Cluster Theory of Condensing Systems

Abstract

In this paper we develop a detailed and rigorous theory of vapour-liquid coexistence in the condensation of a system consisting of a very large number (N) of interacting molecules (in a volume Nv). We start from the Ursell-Mayer expansion of the partition function and make certain ordinary assumptions about the cluster integrals (bl). First we take a function l*(N) which satisfies certain conditions, and we define “small” clusters [for which l ≦ l*(N)] and “large” clusters [for which l > l*(N)]; thus all clusters in the system (for each N) are classified into “small” and “large” clusters, and the partition function (ΩN) of the system (for each N) is expressed in terms of the factors (ϕN) which contain “small” clusters only and the factors (ΦN) which contain “large” clusters only. Then in Theorem I it is proved that an assembly of molecules divided into any number of “large” clusters may be replaced by only one “larger” cluster composed of all the molecules of the assembly with errors as small as we please if N is sufficiently large.
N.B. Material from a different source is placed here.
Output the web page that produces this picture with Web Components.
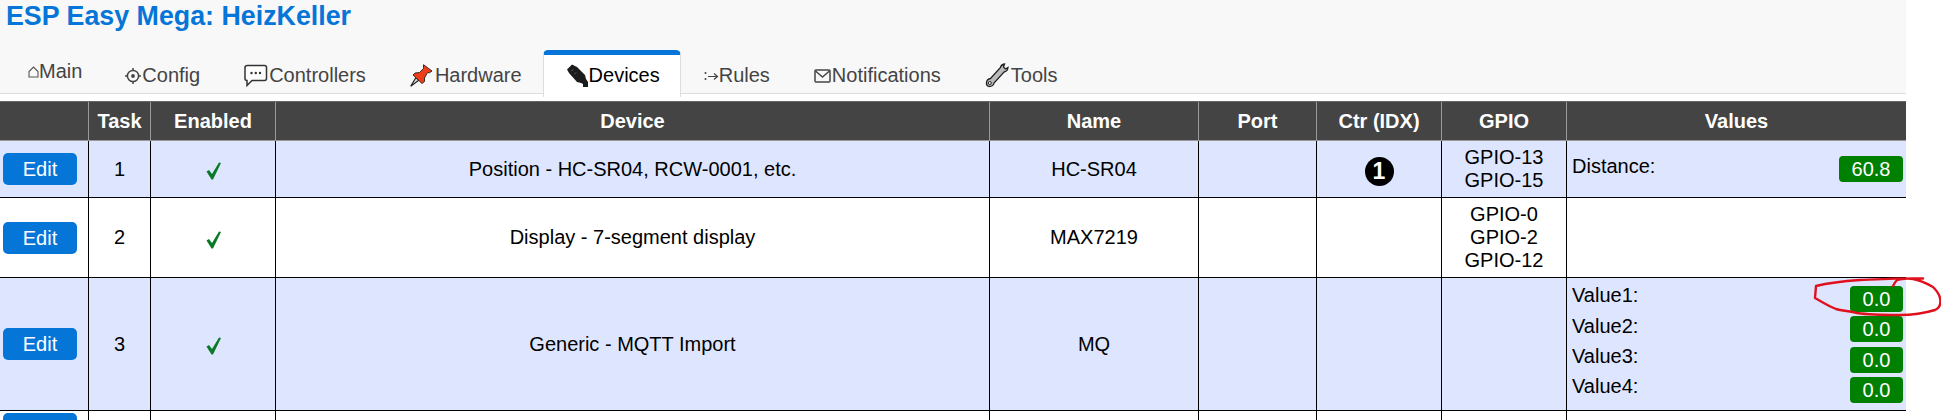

Then in Theorem II it is proved that as soon as the density of the system exceeds that of the saturated vapour, the isotherm becomes horizontal and there appears one “huge” cluster, which is defined as a cluster for which l/N is as near to some positive constant as we please if N is sufficiently large. Thus the “huge” cluster is of a macroscopic size and should be considered to represent the liquid phase coexisting with the saturated vapour. In Appendix A, we show that Mayer's theory of condensation has some defects, and we propose an improved approximate theory in which these defects are avoided and which is substantially similar to the rigorous theory given in the text of this paper. In Appendix B, we compare the present theory with the theory of Bose-Einstein condensation, and remark that the present theory is quite free from the faults contained in the saddle-point method.